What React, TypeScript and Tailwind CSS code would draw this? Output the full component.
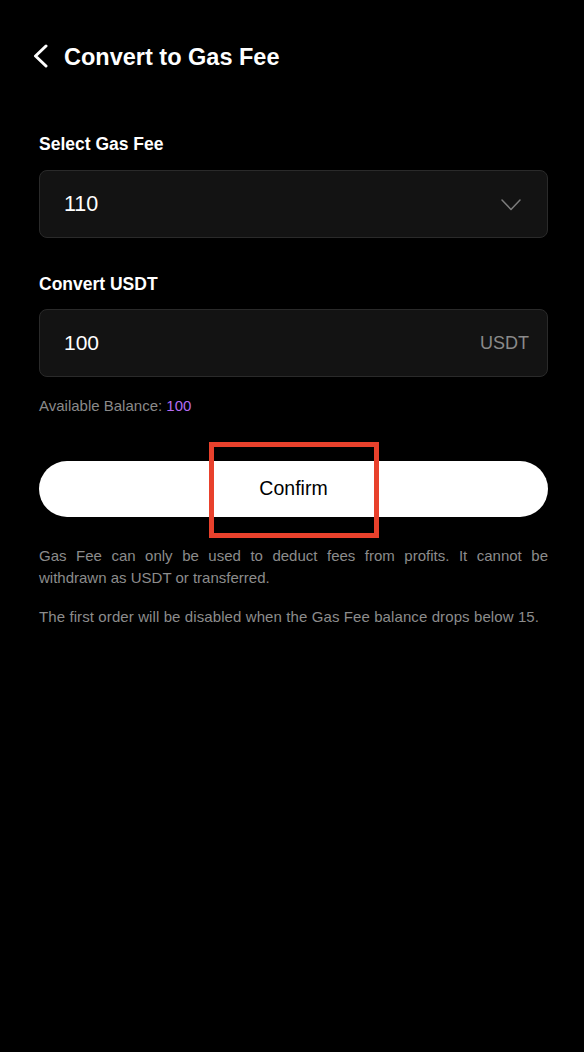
const font = { fontFamily: '"Liberation Sans", Arial, sans-serif' };

export default function App() {
  return (
    <div className="min-h-[1052px] w-full bg-black text-white" style={font}>
      <header className="flex items-center gap-[16px] px-[32px] pt-[42px]">
        <svg width="16" height="24" viewBox="0 0 16 24" fill="none" className="-mt-[2px]">
          <polyline points="14,2 3.5,12 14,22" stroke="#fff" strokeWidth="3" strokeLinecap="round" strokeLinejoin="round" />
        </svg>
        <h1 className="text-[23.5px] font-bold leading-[30px]">Convert to Gas Fee</h1>
      </header>

      <main className="pl-[39px] pr-[36px] pt-[61px]">
        <label className="block text-[17.5px] font-bold leading-[22px]">Select Gas Fee</label>
        <div className="mt-[15px] flex h-[68px] items-center justify-between rounded-[8px] border border-[#2a2a2a] bg-[#131313] pl-[24px] pr-[26px]">
          <span className="text-[21.5px]">110</span>
          <svg width="20" height="12" viewBox="0 0 20 12" fill="none" className="mt-[1px]">
            <polyline points="1,1 10,10.5 19,1" stroke="#7c7c7c" strokeWidth="1.5" strokeLinecap="round" strokeLinejoin="round" />
          </svg>
        </div>

        <label className="mt-[35px] block text-[17.5px] font-bold leading-[22px]">Convert USDT</label>
        <div className="mt-[14px] flex h-[68px] items-center justify-between rounded-[8px] border border-[#2a2a2a] bg-[#131313] pl-[24px] pr-[18px]">
          <span className="text-[21px]">100</span>
          <span className="text-[18px] text-[#8a8a8a]">USDT</span>
        </div>

        <p className="mt-[19px] text-[15px] leading-[20px] text-[#8a8a8a]">
          Available Balance: <span className="text-[#b56cf2]">100</span>
        </p>

        <div className="relative mt-[45px]">
          <button className="flex h-[56px] w-full items-center justify-center rounded-full bg-white text-[19.5px] text-black">
            Confirm
          </button>
          <div className="pointer-events-none absolute left-[170px] top-[-19px] h-[96px] w-[170px] border-[5px] border-[#e8412c]" />
        </div>

        <p className="mt-[28px] text-justify text-[15px] leading-[22px] text-[#8c8c8c]">
          Gas Fee can only be used to deduct fees from profits. It cannot be withdrawn as USDT or transferred.
        </p>
        <p className="mt-[17px] text-[15px] leading-[22px] tracking-[0.1px] text-[#8c8c8c]">
          The first order will be disabled when the Gas Fee balance drops below 15.
        </p>
      </main>
    </div>
  );
}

════════════════════

- TASK DIRECTIONS -
Make an exact copy of the data, leaving its pictures out.

- ANSWER IN FULL -
What React, TypeScript and Tailwind CSS code would draw this? Output the full component.
const font = { fontFamily: '"Liberation Sans", Arial, sans-serif' };

export default function App() {
  return (
    <div className="min-h-[1052px] w-full bg-black text-white" style={font}>
      <header className="flex items-center gap-[16px] px-[32px] pt-[42px]">
        <svg width="16" height="24" viewBox="0 0 16 24" fill="none" className="-mt-[2px]">
          <polyline points="14,2 3.5,12 14,22" stroke="#fff" strokeWidth="3" strokeLinecap="round" strokeLinejoin="round" />
        </svg>
        <h1 className="text-[23.5px] font-bold leading-[30px]">Convert to Gas Fee</h1>
      </header>

      <main className="pl-[39px] pr-[36px] pt-[61px]">
        <label className="block text-[17.5px] font-bold leading-[22px]">Select Gas Fee</label>
        <div className="mt-[15px] flex h-[68px] items-center justify-between rounded-[8px] border border-[#2a2a2a] bg-[#131313] pl-[24px] pr-[26px]">
          <span className="text-[21.5px]">110</span>
          <svg width="20" height="12" viewBox="0 0 20 12" fill="none" className="mt-[1px]">
            <polyline points="1,1 10,10.5 19,1" stroke="#7c7c7c" strokeWidth="1.5" strokeLinecap="round" strokeLinejoin="round" />
          </svg>
        </div>

        <label className="mt-[35px] block text-[17.5px] font-bold leading-[22px]">Convert USDT</label>
        <div className="mt-[14px] flex h-[68px] items-center justify-between rounded-[8px] border border-[#2a2a2a] bg-[#131313] pl-[24px] pr-[18px]">
          <span className="text-[21px]">100</span>
          <span className="text-[18px] text-[#8a8a8a]">USDT</span>
        </div>

        <p className="mt-[19px] text-[15px] leading-[20px] text-[#8a8a8a]">
          Available Balance: <span className="text-[#b56cf2]">100</span>
        </p>

        <div className="relative mt-[45px]">
          <button className="flex h-[56px] w-full items-center justify-center rounded-full bg-white text-[19.5px] text-black">
            Confirm
          </button>
          <div className="pointer-events-none absolute left-[170px] top-[-19px] h-[96px] w-[170px] border-[5px] border-[#e8412c]" />
        </div>

        <p className="mt-[28px] text-justify text-[15px] leading-[22px] text-[#8c8c8c]">
          Gas Fee can only be used to deduct fees from profits. It cannot be withdrawn as USDT or transferred.
        </p>
        <p className="mt-[17px] text-[15px] leading-[22px] tracking-[0.1px] text-[#8c8c8c]">
          The first order will be disabled when the Gas Fee balance drops below 15.
        </p>
      </main>
    </div>
  );
}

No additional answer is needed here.